Thammanat, for years a prominent Pheu Thai leader, told Reuters he switched allegiance because he came to believe that if his former party won power it would only bring more conflict.
He secured the constituency with 52,417 votes, compared to Pheu Thai’s candidate’s tally of around 21,971, according to results released on Thursday.
Phayao is not the only constituency where the junta’s proxy party fielded a former Thaksin loyalist – about 30 of its candidates in 350 constituencies nationwide were ex-Pheu Thai parliamentarians or prominent supporters.
Pheu Thai’s four-time parliamentarian from Phayao, Arunee Chamnanya, says she lost her seat “because the electoral process was not a fair fight”.
For example, Pheu Thai complained that it booked a local sports arena for a rally on Jan. 10 but provincial officials revoked the permission a day before it was to be held.
“There has been an abuse of state power and usage of officials in the area,” Arunee said.
It is unclear how much of a discouraging effect such incidents had, but several former Thaksin voters said they had their own reasons for changing their minds.
The emergence of populist, youthful billionaire Thanathorn Juangroongruangkit, who promises an end to military “dictatorship”, appears to have drawn votes away from Thaksin. His Future Forward Party came third in Phayao town’s constituency with 16,326 votes.

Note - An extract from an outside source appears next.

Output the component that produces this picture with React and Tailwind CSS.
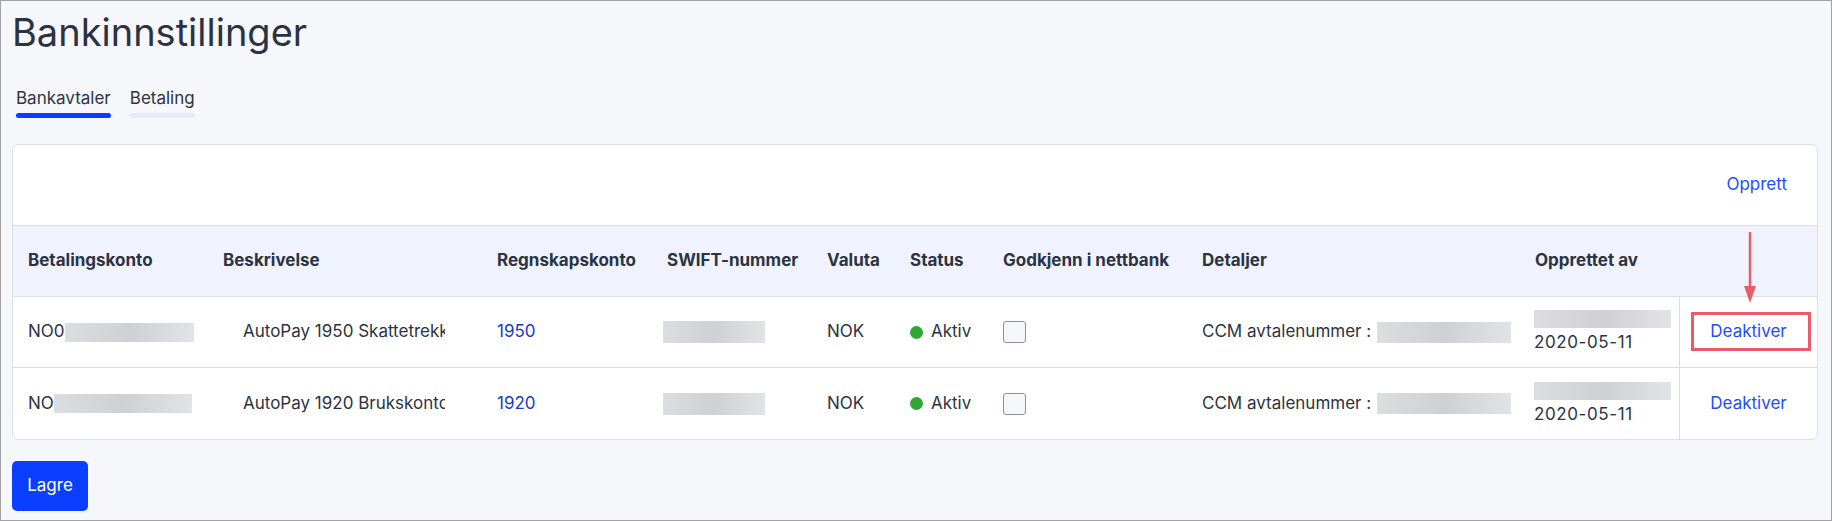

Tai Puttasarn, 45, said she had always voted for Pheu Thai but this time she voted for Thanathorn’s Future Forward Party because he is a fresh voice offering a way out of the ruinous cycle of pro- and anti-Thaksin protests.
“Choosing Thanathorn felt like when I chose Thaksin in the past. They are both exciting politicians,” she said.
Suteep Thepawong, who sells food for passers-by to feed the fish in the lake, fondly remembers when then-prime minister Thaksin introduced cheap healthcare that improved life in the north.
But it has been more than 11 years since Thaksin left Thailand to escape a corruption sentence he said was politically motivated, and Suteep felt it was time to move on.
“I didn’t vote for Thaksin this time because he is no longer around,” Suteep said. “Thanathorn is here right now.”
There are other explanations for the pro-army Palang Pracharat’s stronger-than-expected showing. Few voters Reuters interviewed confirmed reports from elsewhere in the north of voter intimidation, but some acknowledged taking money.
One local fisherman said he was paid 500 baht ($15) to vote for Palang Pracharat’s Thammanat.
“I need to vote for him otherwise it would be dishonest,” the fisherman said. “It would be a sin if I don’t do what I promise. If I accept money, I have to follow through.”
Thammanat denied any vote-buying in his campaign.
Suteep, the fish food seller who switched from Thaksin to Thanathorn, shrugged off the idea that vote-buying affected the results, saying most people just take the money and vote how they like.
But he said he was impressed by how many people voted for Thanathorn’s Future Forward even though it did not offer money.